======== Supplied information ========

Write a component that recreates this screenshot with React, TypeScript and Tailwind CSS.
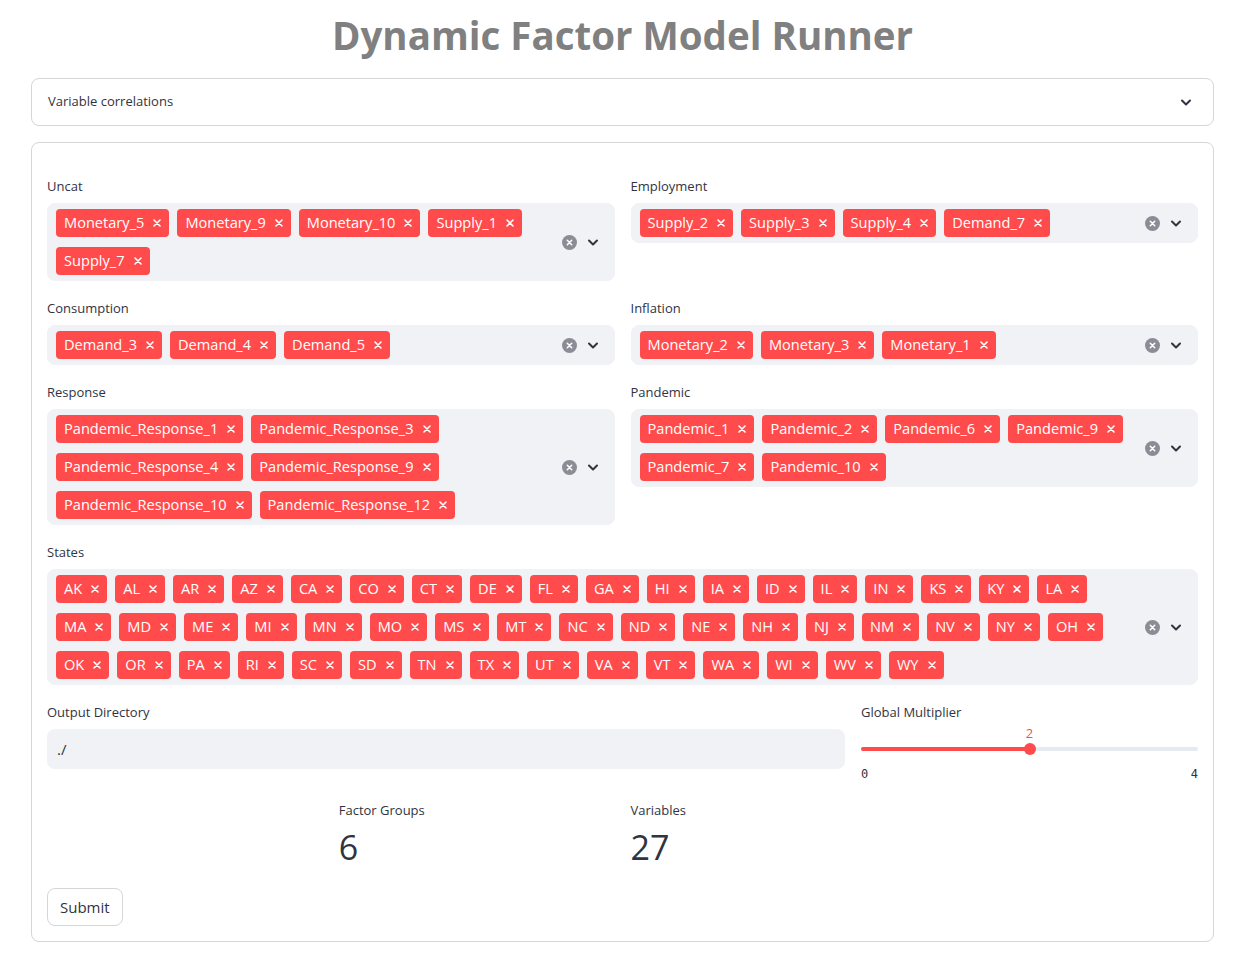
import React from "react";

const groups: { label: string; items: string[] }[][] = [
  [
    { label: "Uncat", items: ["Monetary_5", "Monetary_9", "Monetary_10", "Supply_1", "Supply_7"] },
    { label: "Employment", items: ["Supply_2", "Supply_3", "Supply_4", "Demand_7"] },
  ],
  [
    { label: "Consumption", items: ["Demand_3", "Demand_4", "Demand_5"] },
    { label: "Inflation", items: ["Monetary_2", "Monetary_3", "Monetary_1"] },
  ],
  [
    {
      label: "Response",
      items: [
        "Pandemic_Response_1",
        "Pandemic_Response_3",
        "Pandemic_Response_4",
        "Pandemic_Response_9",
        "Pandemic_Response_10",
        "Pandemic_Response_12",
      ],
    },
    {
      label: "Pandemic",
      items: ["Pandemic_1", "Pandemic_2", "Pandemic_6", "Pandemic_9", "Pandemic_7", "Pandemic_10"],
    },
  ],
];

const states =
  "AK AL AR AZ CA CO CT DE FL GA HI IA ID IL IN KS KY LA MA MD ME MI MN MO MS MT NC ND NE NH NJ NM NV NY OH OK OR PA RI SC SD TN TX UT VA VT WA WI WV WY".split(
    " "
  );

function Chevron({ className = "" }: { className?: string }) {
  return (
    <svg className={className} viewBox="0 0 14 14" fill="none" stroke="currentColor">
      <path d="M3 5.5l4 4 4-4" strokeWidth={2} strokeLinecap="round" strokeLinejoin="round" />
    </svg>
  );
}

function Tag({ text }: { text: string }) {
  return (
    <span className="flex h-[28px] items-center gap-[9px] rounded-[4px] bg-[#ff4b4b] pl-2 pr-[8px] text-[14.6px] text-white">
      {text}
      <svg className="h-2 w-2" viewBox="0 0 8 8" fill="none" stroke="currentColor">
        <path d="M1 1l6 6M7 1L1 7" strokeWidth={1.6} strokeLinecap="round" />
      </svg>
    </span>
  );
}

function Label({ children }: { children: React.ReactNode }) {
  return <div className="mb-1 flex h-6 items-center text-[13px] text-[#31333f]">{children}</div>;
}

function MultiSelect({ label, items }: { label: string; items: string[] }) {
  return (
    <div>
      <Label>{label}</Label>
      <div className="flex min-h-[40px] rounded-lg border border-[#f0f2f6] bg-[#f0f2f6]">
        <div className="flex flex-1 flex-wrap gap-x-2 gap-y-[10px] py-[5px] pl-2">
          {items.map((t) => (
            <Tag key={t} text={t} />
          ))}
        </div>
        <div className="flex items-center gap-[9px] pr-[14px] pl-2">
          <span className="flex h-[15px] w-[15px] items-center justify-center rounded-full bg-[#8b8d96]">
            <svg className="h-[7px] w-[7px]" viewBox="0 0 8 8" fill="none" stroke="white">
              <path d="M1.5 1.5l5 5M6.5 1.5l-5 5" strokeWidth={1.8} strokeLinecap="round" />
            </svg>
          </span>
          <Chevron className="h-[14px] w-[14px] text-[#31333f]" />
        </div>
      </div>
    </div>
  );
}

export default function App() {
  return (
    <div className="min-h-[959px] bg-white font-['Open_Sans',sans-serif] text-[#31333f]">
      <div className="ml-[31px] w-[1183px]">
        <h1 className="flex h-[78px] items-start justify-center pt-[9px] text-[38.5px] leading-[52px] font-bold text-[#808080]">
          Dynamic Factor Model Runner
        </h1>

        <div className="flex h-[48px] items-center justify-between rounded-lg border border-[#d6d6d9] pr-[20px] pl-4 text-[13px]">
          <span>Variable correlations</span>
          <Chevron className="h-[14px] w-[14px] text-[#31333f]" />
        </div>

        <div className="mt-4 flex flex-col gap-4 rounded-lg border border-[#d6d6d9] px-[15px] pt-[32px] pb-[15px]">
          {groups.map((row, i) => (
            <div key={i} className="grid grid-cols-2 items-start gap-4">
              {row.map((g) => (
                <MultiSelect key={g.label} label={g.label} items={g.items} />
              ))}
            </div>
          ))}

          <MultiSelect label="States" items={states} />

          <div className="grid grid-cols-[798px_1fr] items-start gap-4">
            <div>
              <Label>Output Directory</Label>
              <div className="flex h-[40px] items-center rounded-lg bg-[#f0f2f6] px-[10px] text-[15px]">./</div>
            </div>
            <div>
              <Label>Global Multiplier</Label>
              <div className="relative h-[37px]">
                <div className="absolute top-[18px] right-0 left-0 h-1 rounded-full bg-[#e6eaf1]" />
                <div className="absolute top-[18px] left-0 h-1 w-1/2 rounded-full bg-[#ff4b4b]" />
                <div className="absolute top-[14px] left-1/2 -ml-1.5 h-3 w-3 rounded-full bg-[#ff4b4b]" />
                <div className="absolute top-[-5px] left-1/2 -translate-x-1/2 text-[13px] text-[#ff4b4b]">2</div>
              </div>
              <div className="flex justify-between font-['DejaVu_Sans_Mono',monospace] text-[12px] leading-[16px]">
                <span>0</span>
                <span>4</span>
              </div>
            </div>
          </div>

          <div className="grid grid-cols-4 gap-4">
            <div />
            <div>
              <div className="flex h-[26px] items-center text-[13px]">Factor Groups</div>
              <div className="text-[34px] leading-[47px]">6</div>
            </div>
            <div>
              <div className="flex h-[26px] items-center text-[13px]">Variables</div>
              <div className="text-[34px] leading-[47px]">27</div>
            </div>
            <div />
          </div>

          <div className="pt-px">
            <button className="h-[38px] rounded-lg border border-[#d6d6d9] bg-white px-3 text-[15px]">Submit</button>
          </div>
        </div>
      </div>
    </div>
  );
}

========

What you need to do »
Make an exact copy of the lines from the top of the material through the line with "import React from", pictures excluded.

Answer to the task »
Write a component that recreates this screenshot with React, TypeScript and Tailwind CSS.
import React from "react";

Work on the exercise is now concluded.